>> Start Material

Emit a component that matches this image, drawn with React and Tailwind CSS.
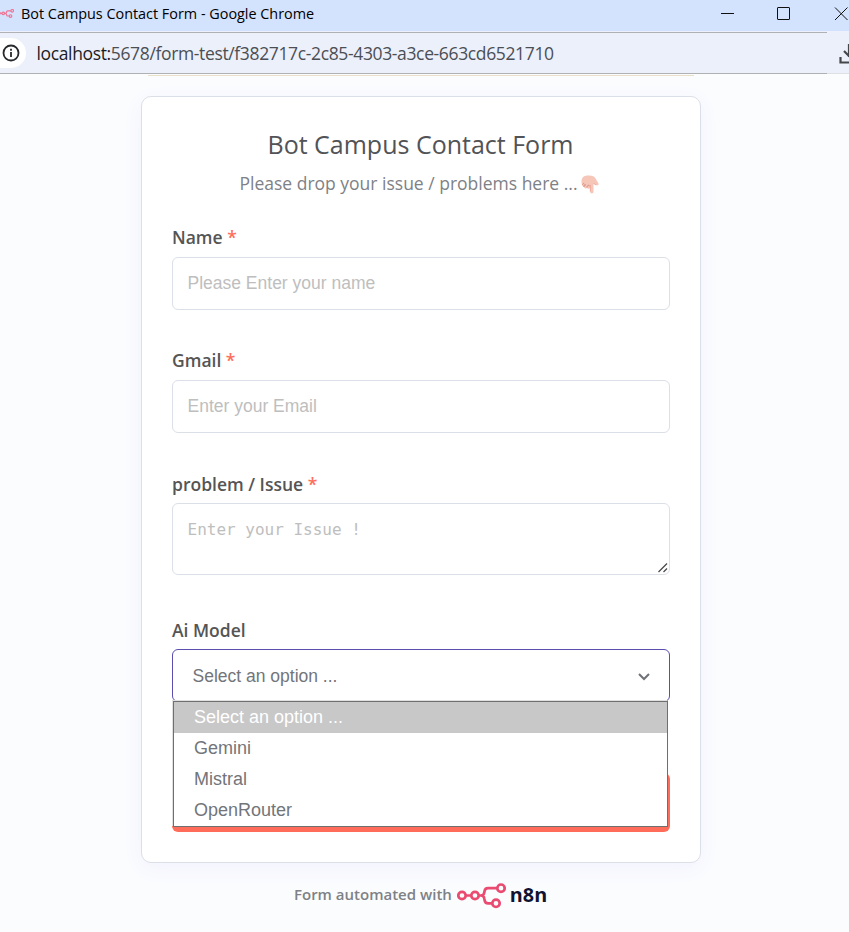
import React from "react";

function NodesMark({ className, color = "#ea4b71", stroke = 2.7 }) {
  return (
    <svg className={className} viewBox="0 0 49 26" fill="none" stroke={color} strokeWidth={stroke}>
      <circle cx="5" cy="12.5" r="3.7" />
      <circle cx="18" cy="12.5" r="3.7" />
      <circle cx="44" cy="5.2" r="3.7" />
      <circle cx="39" cy="20.3" r="3.7" />
      <path d="M8.700 12.500h5.600M21.700 12.500h2.200c2.200 0 3.100-1 3.400-3l.2-1.200c.3-2 1.500-3.100 3.500-3.100h9.300M23.900 12.500c2.200 0 3.100 1 3.400 3l.3 1.700c.3 2 1.500 3.100 3.500 3.100h4.200" />
    </svg>
  );
}

function TitleBar() {
  return (
    <div className="flex h-[31px] items-start bg-[#d3e2fd] font-['Open_Sans',sans-serif] text-black">
      <NodesMark className="-ml-[3px] mt-[9px] h-[9px] w-[17px] shrink-0" color="#ef7595" stroke={3.4} />
      <span className="ml-[7px] text-[14.4px] leading-7 whitespace-nowrap">Bot Campus Contact Form - Google Chrome</span>
      <svg className="ml-auto h-7 w-[130px] shrink-0" viewBox="0 0 130 28" fill="none" stroke="#111" strokeWidth="1">
        <path d="M2 13.500h13" />
        <rect x="58.500" y="7.500" width="12" height="12" rx="0.500" />
        <path d="M116 7.500l12.500 12.500M128.500 7.500L116 20" />
      </svg>
    </div>
  );
}

function AddressBar() {
  return (
    <div className="flex h-[43px] bg-[#ecf0fa]">
      <div className="mt-px flex w-[827px] items-center border-y border-[#b0b1b5]">
        <span className="flex h-[30px] w-[26px] items-center justify-start rounded-r-full bg-white">
          <svg className="h-[22px] w-[22px]" viewBox="0 0 22 22" fill="none" stroke="#27292d" strokeWidth="1.800">
            <circle cx="11" cy="11" r="7.500" />
            <path d="M11 10v5M11 6.800v1.900" />
          </svg>
        </span>
        <span className="ml-[10.5px] font-['Open_Sans',sans-serif] text-[17.5px] tracking-[-0.36px] whitespace-nowrap text-[#4b4e54]">
          <span className="text-[#1b1c1f]">localhost:</span>5678/form-test/f382717c-2c85-4303-a3ce-663cd6521710
        </span>
      </div>
      <svg className="h-[43px] w-[22px]" viewBox="0 0 22 43" fill="none" stroke="#45474b" strokeWidth="2.2">
        <path d="M0 42.500h22" stroke="#dfe0e2" strokeWidth="1" />
        <path d="M22 13v13M17 20l5.500 5.500M13.500 26v5.500h9" />
      </svg>
    </div>
  );
}

function Label({ children, required }) {
  return (
    <div className="h-6 text-[17.5px] leading-6 font-semibold text-[#555]">
      {children}
      {required && <span className="text-[#ff6d5a]"> *</span>}
    </div>
  );
}

function TextField({ label, placeholder }) {
  return (
    <div className="mb-[38px]">
      <Label required>{label}</Label>
      <div className="mt-2 h-[53px] rounded-md border border-[#dbdfe7] px-[14.5px] font-['Liberation_Sans',Arial,sans-serif] text-[17.5px] leading-[51px] text-[#bebebe]">
        {placeholder}
      </div>
    </div>
  );
}

function PointingHand() {
  return (
    <svg className="ml-[3px] h-[19px] w-[18px] translate-y-px" viewBox="0 0 18 19">
      <path
        d="M.5 6.500C.5 2.500 3 .500 7 .500c4.500 0 6 .700 7.500 3l3 5c.5 1.500-1 2.300-2.200 1.500L12.500 8.500v8.200c0 2.300-3.300 2.300-3.300 0V13c-1 1-2.600.9-3.200 0-1 .8-2.700.300-3-1C1.500 11.500.500 10 .5 6.500z"
        fill="#f6c6b8"
      />
      <path d="M3 12c-.3-1.800.8-2.600 2-2M6 12.500c0-1.800 1.200-2.600 2.400-2M1.500 9.500c.5-1 1.200-1 1.800-.500" fill="none" stroke="#cf8579" strokeWidth="0.900" />
      <path d="M9.300 10v6.500M12.500 8.500l2.800 1.500" fill="none" stroke="#eaa092" strokeWidth="0.800" />
    </svg>
  );
}

const options = ["Select an option ...", "Gemini", "Mistral", "OpenRouter"];

export default function App() {
  return (
    <div className="h-[932px] w-[849px] overflow-hidden bg-[#fbfcfe] font-['Open_Sans',sans-serif]">
      <TitleBar />
      <AddressBar />
      <div className="mt-px ml-[148px] h-px w-[546px] bg-[#eadfc9]" />
      <div className="ml-[141px] mt-5 h-[767px] w-[560px] rounded-[10px] border border-[#dbdfe7] bg-white px-[30px] shadow-[0_5px_20px_rgba(99,77,255,0.06)]">
        <h1 className="mt-[29px] pr-px text-center text-[25px] leading-9 text-[#525356]">Bot Campus Contact Form</h1>
        <p className="mt-[7px] mb-[28px] flex h-7 items-center justify-center pr-[4px] text-[17.5px] text-[#7e8186]">
          Please drop your issue / problems here ...
          <PointingHand />
        </p>
        <TextField label="Name" placeholder="Please Enter your name" />
        <TextField label="Gmail" placeholder="Enter your Email" />
        <div className="pt-px"><Label required>problem / Issue</Label></div>
        <div className="mt-[7px] flex h-[72px] items-start justify-between rounded-md border border-[#dbdfe7] pl-[14.5px] font-['DejaVu_Sans_Mono',monospace] text-[16px] leading-[52px] text-[#bebebe]">
          <span>Enter your Issue !</span>
          <svg className="mr-px mb-px h-[10px] w-[10px] self-end" viewBox="0 0 10 10" stroke="#4b4b4b" strokeWidth="1.300">
            <path d="M0.500 9L9 0.500M5.500 9L9 5.500" />
          </svg>
        </div>
        <div className="mt-[43px]"><Label>Ai Model</Label></div>
        <div className="relative mt-[7px] h-[53px] rounded-md border border-[#5a4fae] font-['Liberation_Sans',Arial,sans-serif] text-[17.5px] text-[#72757a]">
          <div className="flex h-[53px] items-center justify-between pr-[19px] pl-[19.5px]">
            <span>{options[0]}</span>
            <svg className="h-[12px] w-[12px]" viewBox="0 0 12 12" fill="none" stroke="#6f7278" strokeWidth="2">
              <path d="M1 3l5 5 5-5" />
            </svg>
          </div>
          <ul className="absolute top-[51px] left-0 z-10 h-[126px] w-[495px] border border-[#6f6f6f] bg-white text-[18px] leading-[31px] shadow-[-1px_-1px_0_0_#e0e0e0]">
            {options.map((o, i) => (
              <li key={o} className={i === 0 ? "bg-[#c8c8c8] pl-5 text-white" : "pl-5"}>{o}</li>
            ))}
          </ul>
        </div>
        <div className="mt-[71px] h-[59px] rounded-md bg-[#ff6d5a]" />
      </div>
      <div className="ml-[294px] mt-[19px] flex h-[26px] items-center text-[15px] font-semibold text-[#7e8186]">
        <span className="-mt-0.5 whitespace-nowrap">Form automated with</span>
        <NodesMark className="ml-[5px] h-[26px] w-[49px] translate-y-px" />
        <span className="ml-[4px] text-[19.8px] font-bold text-[#101330]">n8n</span>
      </div>
    </div>
  );
}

>> End Material

Everything from the top line of the data down to and including the line with "import React from" is to be copied, except the pictures.

__Complete answer__:
Emit a component that matches this image, drawn with React and Tailwind CSS.
import React from "react";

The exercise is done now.